Optimization of milling process of AISI 4340 Steel for enhanced tool life and surface quality using response surface methodology and bayesian technique

Milling is a widely used machining process in the manufacturing industry employed to remove material from a workpiece. Cutting inserts suffer wear during milling operations, lowering their useful tool life. In order to reduce friction and energy consumption, several nanoparticles (NPs) have been studied as additives for cutting fluids. Furthermore, optimizing milling parameters such as spindle rotational speed, depth of cut, and feed rate is crucial for increasing tool life and improving productivity. In this study, TiO₂ NPs were added to the cutting fluid used for milling AISI 4340 steel. Laboratory experiments in a four-ball tribotester showed that a NPs can reduce the wear scar diameter and surface roughness R_a of steel balls. A Box-Behnken design of experiments was performed to optimize the input milling parameters and NP content to enhance the response characteristics of R_a (related to the surface quality of the workpiece), insert radius (tool wear), and spindle load (related to energy consumption of the process). Response Surface Methodology (RSM) and Bayesian Optimization (BO) technique were used to optimize the milling process. RSM presented R² values of 99%, 51%, and 58% for spindle load, insert wear, and R_a, respectively.

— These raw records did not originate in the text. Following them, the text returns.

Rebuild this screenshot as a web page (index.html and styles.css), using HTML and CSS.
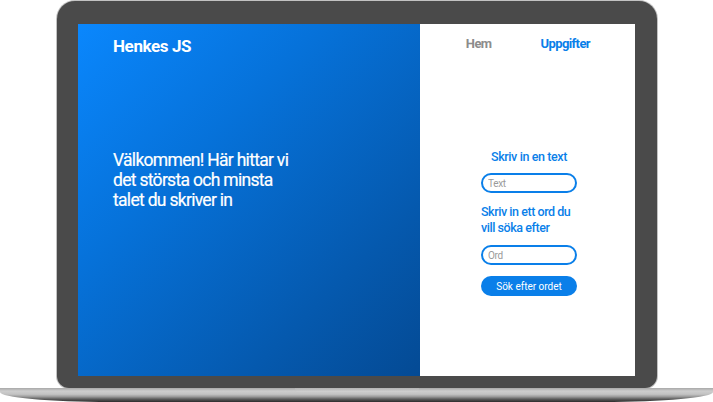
FILE: index.html
```html
<!DOCTYPE html>
<html lang="sv">
<head>
<meta charset="utf-8">
<title>Henkes JS</title>
<link rel="stylesheet" href="styles.css">
</head>
<body>
<div class="device">
  <div class="frame">
    <div class="screen">
      <section class="hero">
        <div class="brand">Henkes JS</div>
        <p class="welcome">Välkommen! Här hittar vi<br>det största och minsta<br>talet du skriver in</p>
      </section>
      <section class="side">
        <nav class="nav">
          <a class="nav-link">Hem</a>
          <a class="nav-link active">Uppgifter</a>
        </nav>
        <form class="form">
          <div class="form-title">Skriv in en text</div>
          <input class="field" type="text" placeholder="Text">
          <div class="form-label">Skriv in ett ord du vill söka efter</div>
          <input class="field field-2" type="text" placeholder="Ord">
          <button class="btn" type="button">Sök efter ordet</button>
        </form>
      </section>
    </div>
  </div>
  <div class="base"><div class="notch"></div></div>
</div>
</body>
</html>
```

FILE: styles.css
```css
* { box-sizing: border-box; }
html, body { margin: 0; padding: 0; background: #ffffff; }
body { font-family: Roboto, "Liberation Sans", sans-serif; width: 713px; height: 402px; overflow: hidden; }

.device { display: flex; flex-direction: column; padding-top: 1px; }

.frame {
  margin-left: 57px;
  width: 600px;
  height: 387px;
  background: #4a4a4a;
  border-radius: 18px 18px 12px 12px;
  padding: 23px 22px 12px 21px;
  box-shadow: 0 0 0 1px #c2c2c2;
}

.screen {
  display: grid;
  grid-template-columns: 342px 215px;
  height: 352px;
  background: #ffffff;
}

.hero {
  background: linear-gradient(135deg, #0a87fd 0%, #0672da 35%, #0559ae 75%, #044a94 100%);
  padding: 12px 20px 0 35px;
  display: flex;
  flex-direction: column;
  color: #ffffff;
}
.brand { font-size: 17px; line-height: 20px; font-weight: 700; letter-spacing: -0.4px; }
.welcome { margin: 94px 0 0; font-size: 17.5px; line-height: 20px; font-weight: 400; letter-spacing: -0.7px; white-space: nowrap; -webkit-text-stroke: 0.2px #ffffff; }

.side { display: flex; flex-direction: column; padding-top: 12px; }
.nav { display: flex; justify-content: flex-end; gap: 49px; padding-right: 45px; }
.nav-link { font-size: 13px; line-height: 16px; font-weight: 700; color: #8c8c8c; letter-spacing: -0.6px; }
.nav-link.active { color: #0a7fe9; }

.form { display: flex; flex-direction: column; width: 96px; margin: 97px 0 0 61px; }
.form-title { font-size: 12.5px; line-height: 16px; font-weight: 500; color: #0a7fe9; text-align: center; letter-spacing: -0.4px; }
.form-label { font-size: 12.5px; line-height: 16px; font-weight: 500; color: #0a7fe9; margin-top: 11px; letter-spacing: -0.45px; width: 100px; }
.field {
  margin-top: 8px;
  height: 20px;
  width: 96px;
  border: 2px solid #0a7fe9;
  border-radius: 10px;
  padding: 0 0 0 5px;
  font-family: Roboto, "Liberation Sans", sans-serif;
  font-size: 10px;
  letter-spacing: -0.3px;
  color: #333;
  background: #fff;
  outline: none;
}
.field::placeholder { color: #9a9a9a; }
.field-2 { margin-top: 9px; }
.btn {
  margin-top: 11px;
  height: 20px;
  width: 96px;
  border: none;
  border-radius: 10px;
  background: #0a7fe9;
  color: #ffffff;
  font-family: Roboto, "Liberation Sans", sans-serif;
  font-size: 10px;
  font-weight: 400;
  padding: 0;
}

.base {
  width: 713px;
  height: 14px;
  display: flex;
  justify-content: center;
  border-radius: 0 0 110px 110px / 0 0 10px 10px;
  background: linear-gradient(to bottom, #a8a8a8 0%, #cdcdcd 22%, #c2c2c2 45%, #9a9a9a 62%, #5a5a5a 80%, #2c2c2c 100%);
}
.notch {
  width: 124px;
  height: 4px;
  border-radius: 0 0 6px 6px;
  background: linear-gradient(to bottom, #b4b4b4, #d2d2d2);
}
```
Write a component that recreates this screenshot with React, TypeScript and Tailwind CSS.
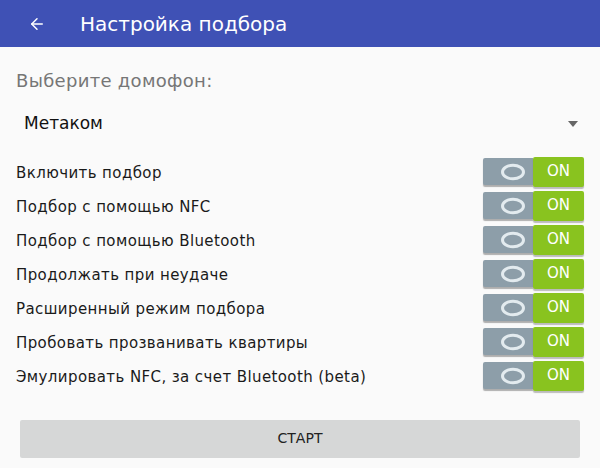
import { ArrowLeft } from "lucide-react";

const options = [
  "Включить подбор",
  "Подбор с помощью NFC",
  "Подбор с помощью Bluetooth",
  "Продолжать при неудаче",
  "Расширенный режим подбора",
  "Пробовать прозванивать квартиры",
  "Эмулировать NFC, за счет Bluetooth (beta)",
];

function Toggle() {
  return (
    <div className="flex items-center">
      <div className="flex h-[27px] w-[50px] items-center justify-center rounded-l-[2px] bg-[#8d9ea9] pl-[10px] shadow-[0_2px_1px_rgba(0,0,0,0.3)]">
        <svg width="26" height="18" viewBox="0 0 26 18">
          <ellipse cx="13" cy="9" rx="10.5" ry="6.8" fill="none" stroke="#e3ebef" strokeWidth="3" />
        </svg>
      </div>
      <div className="flex h-[30px] w-[51px] items-center justify-center rounded-[2px] bg-[#89c31f] text-[15px] text-white shadow-[0_2px_1px_rgba(0,0,0,0.25)]">
        ON
      </div>
    </div>
  );
}

export default function App() {
  return (
    <div className="flex h-[468px] w-[600px] flex-col bg-[#fafafa] font-['DejaVu_Sans',sans-serif]">
      <div className="flex h-[47px] items-center bg-[#3f51b5] text-white">
        <ArrowLeft className="ml-[28px] h-[18px] w-[18px]" strokeWidth={2} />
        <span className="ml-[34px] text-[20px]">Настройка подбора</span>
      </div>

      <div className="px-4 pt-[20px] text-[18px] tracking-[0.3px] text-[#767676]">Выберите домофон:</div>

      <div className="flex items-center justify-between pl-[24px] pr-[22px] pt-[17px]">
        <span className="text-[17px] text-[#111]">Метаком</span>
        <svg width="10" height="6" viewBox="0 0 10 6">
          <path d="M0 0 L10 0 L5 6 Z" fill="#666" />
        </svg>
      </div>

      <div className="mt-[20px] flex flex-col gap-[4px] pl-4 pr-[16px]">
        {options.map((label) => (
          <div key={label} className="flex h-[30px] items-center justify-between">
            <span className="pt-[4px] text-[15px] tracking-[0.4px] text-[#1a1a1a]">{label}</span>
            <Toggle />
          </div>
        ))}
      </div>

      <div className="mt-[29px] px-[20px]">
        <button className="flex h-[38px] w-full items-center justify-center rounded-[2px] bg-[#d6d7d7] text-[14px] text-[#222]">
          СТАРТ
        </button>
      </div>
    </div>
  );
}
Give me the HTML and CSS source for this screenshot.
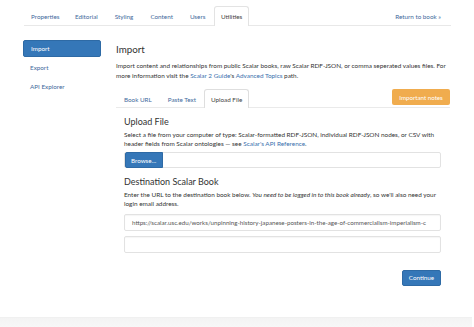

Through BO the insert radius obtained an R² of 59% considering spindle load as an input variable, so that it can be utilized in a monitoring system to predict tool wear, therefore enhancing tool life and utilization ratio. The analysis of the relationships and effects among the response variables showed that insert radius is the most important factor for the R_a, and the R² for this BO model was 98%. The Multi-Response Surface Methodology showed that values of N of 723 rpm, d of 0.008 in, f of 12.5 in/min and 0.05 wt.% NPs minimize all response variables together. It was observed that the addition of NPs may reduce response variables due to a mending and load-bearing tribological effect. Finally, this optimization study allows for improved quality of manufactured parts, reduced energy consumption, and increased productivity.